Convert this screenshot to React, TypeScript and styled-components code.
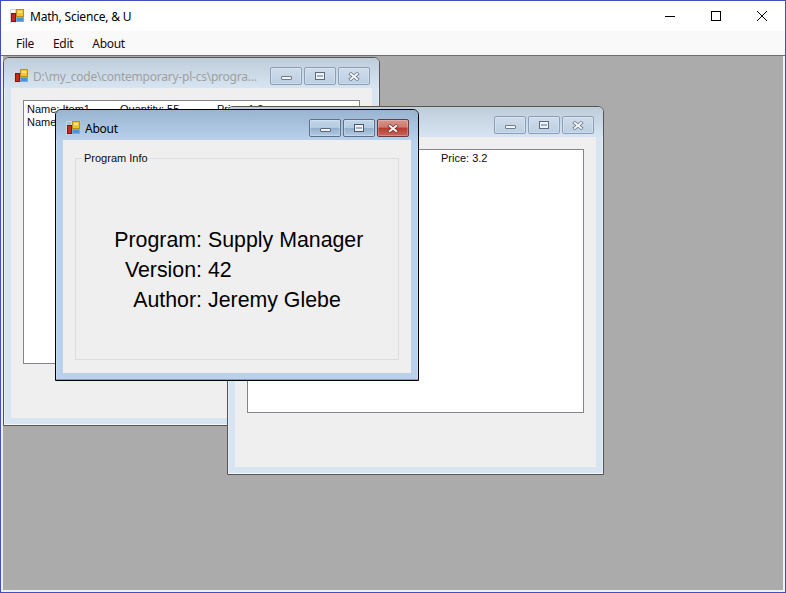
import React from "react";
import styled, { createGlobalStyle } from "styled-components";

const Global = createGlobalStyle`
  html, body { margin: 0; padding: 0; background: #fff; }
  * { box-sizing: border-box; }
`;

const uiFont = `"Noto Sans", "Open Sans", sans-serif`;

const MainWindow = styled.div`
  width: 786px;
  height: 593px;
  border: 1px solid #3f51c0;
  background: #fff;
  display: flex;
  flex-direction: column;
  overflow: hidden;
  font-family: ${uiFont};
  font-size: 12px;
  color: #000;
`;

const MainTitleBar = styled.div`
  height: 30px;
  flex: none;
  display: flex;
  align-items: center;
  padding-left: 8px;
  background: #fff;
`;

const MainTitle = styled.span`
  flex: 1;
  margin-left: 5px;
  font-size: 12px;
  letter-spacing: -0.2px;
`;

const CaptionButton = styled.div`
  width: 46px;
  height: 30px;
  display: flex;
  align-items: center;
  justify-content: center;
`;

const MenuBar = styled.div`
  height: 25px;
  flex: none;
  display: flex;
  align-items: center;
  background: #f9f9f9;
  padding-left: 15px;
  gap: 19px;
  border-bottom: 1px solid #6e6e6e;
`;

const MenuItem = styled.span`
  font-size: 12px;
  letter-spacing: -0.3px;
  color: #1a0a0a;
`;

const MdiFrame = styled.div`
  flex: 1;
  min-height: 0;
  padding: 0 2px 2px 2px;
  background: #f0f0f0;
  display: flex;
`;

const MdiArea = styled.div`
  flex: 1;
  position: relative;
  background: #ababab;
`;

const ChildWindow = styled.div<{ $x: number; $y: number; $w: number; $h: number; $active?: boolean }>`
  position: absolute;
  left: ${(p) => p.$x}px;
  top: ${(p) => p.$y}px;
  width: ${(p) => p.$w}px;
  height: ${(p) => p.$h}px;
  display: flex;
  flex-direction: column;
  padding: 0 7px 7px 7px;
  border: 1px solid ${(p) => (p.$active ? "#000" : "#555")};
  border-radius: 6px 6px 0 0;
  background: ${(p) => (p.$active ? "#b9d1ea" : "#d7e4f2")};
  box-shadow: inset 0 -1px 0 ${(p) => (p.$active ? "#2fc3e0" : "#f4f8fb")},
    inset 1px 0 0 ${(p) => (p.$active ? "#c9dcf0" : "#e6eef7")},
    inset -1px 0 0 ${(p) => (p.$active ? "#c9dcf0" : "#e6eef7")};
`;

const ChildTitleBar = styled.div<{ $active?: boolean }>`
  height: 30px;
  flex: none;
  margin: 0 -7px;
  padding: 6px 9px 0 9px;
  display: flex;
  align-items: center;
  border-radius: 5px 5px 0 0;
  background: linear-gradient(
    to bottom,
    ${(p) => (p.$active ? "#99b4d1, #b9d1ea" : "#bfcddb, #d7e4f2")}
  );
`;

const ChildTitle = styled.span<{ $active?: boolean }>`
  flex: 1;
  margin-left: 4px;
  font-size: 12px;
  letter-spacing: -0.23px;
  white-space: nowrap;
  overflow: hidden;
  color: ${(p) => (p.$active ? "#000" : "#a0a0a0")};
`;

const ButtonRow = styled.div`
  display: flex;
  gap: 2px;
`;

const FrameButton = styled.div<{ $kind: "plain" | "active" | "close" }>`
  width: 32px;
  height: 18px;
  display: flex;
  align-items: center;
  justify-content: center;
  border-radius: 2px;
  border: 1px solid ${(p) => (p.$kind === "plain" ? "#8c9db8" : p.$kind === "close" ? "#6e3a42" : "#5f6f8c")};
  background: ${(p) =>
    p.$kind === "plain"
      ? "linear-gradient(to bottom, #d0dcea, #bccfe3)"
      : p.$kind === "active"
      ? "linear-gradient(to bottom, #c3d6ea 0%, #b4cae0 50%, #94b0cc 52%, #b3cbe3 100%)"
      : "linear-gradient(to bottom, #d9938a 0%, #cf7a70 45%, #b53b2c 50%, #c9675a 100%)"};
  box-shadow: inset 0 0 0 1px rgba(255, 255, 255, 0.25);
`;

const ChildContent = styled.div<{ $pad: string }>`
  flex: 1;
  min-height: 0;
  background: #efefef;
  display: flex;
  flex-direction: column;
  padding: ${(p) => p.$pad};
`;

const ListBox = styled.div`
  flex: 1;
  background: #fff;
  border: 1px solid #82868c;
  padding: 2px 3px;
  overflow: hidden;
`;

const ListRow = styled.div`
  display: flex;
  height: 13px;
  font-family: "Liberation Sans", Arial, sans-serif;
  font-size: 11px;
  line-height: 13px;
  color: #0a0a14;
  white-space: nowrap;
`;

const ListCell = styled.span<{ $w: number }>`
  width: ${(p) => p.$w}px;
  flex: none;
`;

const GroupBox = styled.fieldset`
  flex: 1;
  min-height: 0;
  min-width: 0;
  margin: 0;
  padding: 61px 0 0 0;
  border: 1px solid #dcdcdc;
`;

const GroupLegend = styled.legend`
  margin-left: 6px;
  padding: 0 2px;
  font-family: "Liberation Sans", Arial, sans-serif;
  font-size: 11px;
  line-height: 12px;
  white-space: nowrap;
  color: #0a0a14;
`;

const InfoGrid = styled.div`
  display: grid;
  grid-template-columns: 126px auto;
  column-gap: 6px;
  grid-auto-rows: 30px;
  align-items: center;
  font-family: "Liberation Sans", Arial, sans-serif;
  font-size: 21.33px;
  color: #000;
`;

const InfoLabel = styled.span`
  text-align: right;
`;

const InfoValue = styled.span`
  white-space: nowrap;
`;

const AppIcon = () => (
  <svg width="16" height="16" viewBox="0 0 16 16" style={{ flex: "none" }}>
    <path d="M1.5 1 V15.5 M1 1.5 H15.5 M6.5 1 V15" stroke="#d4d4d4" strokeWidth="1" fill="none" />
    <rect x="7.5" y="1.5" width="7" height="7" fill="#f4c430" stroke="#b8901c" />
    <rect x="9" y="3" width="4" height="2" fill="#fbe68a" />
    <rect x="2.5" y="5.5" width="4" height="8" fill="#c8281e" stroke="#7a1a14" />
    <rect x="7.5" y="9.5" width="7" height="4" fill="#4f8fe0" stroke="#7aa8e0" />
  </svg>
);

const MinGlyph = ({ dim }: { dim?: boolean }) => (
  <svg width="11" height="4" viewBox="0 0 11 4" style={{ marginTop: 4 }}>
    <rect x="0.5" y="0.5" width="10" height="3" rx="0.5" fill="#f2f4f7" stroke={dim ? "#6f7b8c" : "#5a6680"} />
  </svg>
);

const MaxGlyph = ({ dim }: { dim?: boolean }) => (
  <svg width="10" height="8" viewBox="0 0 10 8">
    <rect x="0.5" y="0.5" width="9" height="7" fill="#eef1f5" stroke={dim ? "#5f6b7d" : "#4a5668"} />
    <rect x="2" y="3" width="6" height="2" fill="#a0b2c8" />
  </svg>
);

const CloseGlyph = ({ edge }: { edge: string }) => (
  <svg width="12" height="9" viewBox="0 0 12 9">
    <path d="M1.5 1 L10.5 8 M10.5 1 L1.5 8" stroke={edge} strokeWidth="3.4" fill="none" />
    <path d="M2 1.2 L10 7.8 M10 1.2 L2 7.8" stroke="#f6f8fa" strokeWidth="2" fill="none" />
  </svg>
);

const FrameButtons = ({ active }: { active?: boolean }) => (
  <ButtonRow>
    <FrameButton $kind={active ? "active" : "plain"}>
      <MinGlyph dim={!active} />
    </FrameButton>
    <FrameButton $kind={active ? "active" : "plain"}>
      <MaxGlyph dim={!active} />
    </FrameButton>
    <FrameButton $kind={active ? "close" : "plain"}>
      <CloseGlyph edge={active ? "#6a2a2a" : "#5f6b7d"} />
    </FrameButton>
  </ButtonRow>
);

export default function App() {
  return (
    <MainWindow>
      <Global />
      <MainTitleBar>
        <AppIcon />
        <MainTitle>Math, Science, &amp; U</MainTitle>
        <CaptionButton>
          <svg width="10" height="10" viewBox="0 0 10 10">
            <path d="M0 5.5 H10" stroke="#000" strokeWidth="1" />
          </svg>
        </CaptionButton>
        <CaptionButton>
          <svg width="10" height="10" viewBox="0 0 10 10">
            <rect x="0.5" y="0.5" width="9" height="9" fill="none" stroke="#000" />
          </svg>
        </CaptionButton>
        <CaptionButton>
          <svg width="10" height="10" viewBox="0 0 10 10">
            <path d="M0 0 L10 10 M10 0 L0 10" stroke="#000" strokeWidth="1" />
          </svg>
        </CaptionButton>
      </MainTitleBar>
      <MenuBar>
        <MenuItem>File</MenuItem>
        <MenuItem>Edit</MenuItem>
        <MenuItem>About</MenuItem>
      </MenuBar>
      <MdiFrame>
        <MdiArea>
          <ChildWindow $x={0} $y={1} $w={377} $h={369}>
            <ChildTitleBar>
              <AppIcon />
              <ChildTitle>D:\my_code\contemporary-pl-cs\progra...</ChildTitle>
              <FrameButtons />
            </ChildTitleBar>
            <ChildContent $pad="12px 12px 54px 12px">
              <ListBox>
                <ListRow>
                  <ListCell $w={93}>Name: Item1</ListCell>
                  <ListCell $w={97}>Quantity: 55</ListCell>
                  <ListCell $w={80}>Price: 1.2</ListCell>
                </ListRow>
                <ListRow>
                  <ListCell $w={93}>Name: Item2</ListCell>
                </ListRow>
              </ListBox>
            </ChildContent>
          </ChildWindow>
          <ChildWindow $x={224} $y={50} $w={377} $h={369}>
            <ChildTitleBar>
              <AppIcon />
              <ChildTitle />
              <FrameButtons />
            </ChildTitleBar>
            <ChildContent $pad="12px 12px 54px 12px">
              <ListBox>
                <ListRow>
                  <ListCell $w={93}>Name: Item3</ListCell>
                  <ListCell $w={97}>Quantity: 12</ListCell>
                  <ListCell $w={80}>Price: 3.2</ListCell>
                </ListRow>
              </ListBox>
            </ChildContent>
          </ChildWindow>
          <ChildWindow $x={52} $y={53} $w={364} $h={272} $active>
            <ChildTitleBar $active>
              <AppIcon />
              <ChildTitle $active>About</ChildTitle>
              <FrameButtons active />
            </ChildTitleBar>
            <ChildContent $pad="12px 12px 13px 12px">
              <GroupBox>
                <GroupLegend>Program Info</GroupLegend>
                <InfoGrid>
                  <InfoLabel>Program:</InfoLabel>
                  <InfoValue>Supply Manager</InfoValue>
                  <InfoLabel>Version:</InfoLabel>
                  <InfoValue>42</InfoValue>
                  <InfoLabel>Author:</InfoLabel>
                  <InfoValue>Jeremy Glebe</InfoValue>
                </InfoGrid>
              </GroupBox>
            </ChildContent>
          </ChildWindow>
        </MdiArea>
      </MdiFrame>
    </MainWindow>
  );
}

--------

Only the number is wanted: how many lines contain the string "React"?

§ THE RESULT
2